Splits string-type columns based on a delimiter into separate columns.

Union

Adds rows from another dataset to the current dataset. The schemas must be compatible.

Unpivot

A data transformation tool used to reorganize data from a wide format to a long format — the reverse of pivot.

Upsert

Adds rows that are not duplicates to the dataset. Existing rows matching on the key columns are updated with the new values.

Window

Performs statistical operations such as rank, row number, and cumulative aggregations over a window of rows defined by partition and ordering columns.

SQL Editor

Use the SQL editor to write your own queries against the dataset.

Common Options

The following options are common across enrichment functions:

Validate — Validates the provided input expression and configuration. It is recommended to run validate first, verify the inputs, and update if required.
Save — Runs the selected actions and saves the configuration. Saving does not result in actual data being created; it only saves the logic of applied transformations. To create actual data, you must materialize the dataset.
Materialize — Persists the data. Available at the bottom of the xflow-action tab (accessible via the sigma icon Σ).
Materialize Overwrite — Creates a new dataset and persists. Overwrites and recreates the data, deleting the older version. Recommended when schema changes occur.

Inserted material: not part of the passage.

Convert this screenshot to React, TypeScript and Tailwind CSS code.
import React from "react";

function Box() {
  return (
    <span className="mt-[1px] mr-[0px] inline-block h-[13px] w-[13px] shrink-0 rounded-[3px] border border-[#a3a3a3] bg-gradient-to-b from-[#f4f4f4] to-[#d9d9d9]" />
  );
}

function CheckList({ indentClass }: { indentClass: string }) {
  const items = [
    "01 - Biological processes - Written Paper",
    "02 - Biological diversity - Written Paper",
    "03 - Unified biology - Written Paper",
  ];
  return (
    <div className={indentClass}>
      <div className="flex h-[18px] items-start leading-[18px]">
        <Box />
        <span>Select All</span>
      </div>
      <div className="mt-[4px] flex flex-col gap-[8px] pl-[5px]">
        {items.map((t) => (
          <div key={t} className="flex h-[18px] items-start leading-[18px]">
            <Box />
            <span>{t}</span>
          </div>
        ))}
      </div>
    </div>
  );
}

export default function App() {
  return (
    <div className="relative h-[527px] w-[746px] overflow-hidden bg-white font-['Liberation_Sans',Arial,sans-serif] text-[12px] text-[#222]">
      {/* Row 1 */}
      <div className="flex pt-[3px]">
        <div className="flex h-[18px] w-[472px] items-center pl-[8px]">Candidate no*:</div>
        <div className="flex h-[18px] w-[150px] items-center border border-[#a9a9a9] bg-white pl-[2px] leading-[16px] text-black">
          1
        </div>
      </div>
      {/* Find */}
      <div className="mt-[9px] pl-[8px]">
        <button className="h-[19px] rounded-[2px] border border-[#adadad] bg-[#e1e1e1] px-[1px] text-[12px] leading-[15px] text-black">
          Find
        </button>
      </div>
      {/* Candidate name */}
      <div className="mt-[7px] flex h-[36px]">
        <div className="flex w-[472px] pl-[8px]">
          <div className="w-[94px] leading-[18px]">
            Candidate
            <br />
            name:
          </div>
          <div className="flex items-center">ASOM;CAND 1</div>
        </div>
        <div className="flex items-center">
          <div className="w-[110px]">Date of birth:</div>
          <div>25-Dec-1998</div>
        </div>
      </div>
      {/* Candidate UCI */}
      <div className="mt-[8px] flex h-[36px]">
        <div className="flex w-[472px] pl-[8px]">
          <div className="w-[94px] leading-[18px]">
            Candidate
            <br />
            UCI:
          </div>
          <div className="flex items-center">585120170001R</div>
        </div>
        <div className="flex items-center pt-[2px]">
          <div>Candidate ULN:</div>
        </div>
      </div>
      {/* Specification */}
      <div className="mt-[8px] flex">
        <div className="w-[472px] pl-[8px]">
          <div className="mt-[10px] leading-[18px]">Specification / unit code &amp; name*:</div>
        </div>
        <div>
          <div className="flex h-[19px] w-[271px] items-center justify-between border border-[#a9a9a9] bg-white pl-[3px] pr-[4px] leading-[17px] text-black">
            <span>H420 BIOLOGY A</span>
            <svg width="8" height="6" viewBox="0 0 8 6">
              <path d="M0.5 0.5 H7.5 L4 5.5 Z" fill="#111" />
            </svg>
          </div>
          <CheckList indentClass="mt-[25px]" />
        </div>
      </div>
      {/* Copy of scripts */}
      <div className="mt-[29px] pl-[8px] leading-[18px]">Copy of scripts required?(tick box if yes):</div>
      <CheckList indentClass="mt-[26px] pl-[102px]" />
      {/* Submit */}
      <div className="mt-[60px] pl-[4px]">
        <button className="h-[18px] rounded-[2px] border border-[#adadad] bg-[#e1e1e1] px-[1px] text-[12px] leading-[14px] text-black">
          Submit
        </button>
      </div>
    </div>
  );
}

Xflow actions panel showing materialize options

Alerts

Users can set up alerts based on rules for thresholds or drifts.

Threshold

Create a threshold alert with the following steps:

Alert Name — Provide a name for the alert
Alert Description — Provide a description
Scope — Choose the alert to be either public or private
Type — Choose Threshold
Add Preprocessing Step — Add a preprocessing step (uses the same enrichment functions described above)
Expression — Provide a custom expression for the alert to run
Validate — Best practice to validate input before saving
Save — Save and run the alert on the dataset

Drift

Drifts are calculated in the context of models. They are calculated when the dataset is synchronized with the Data Source. The data source should have indices for synchronization.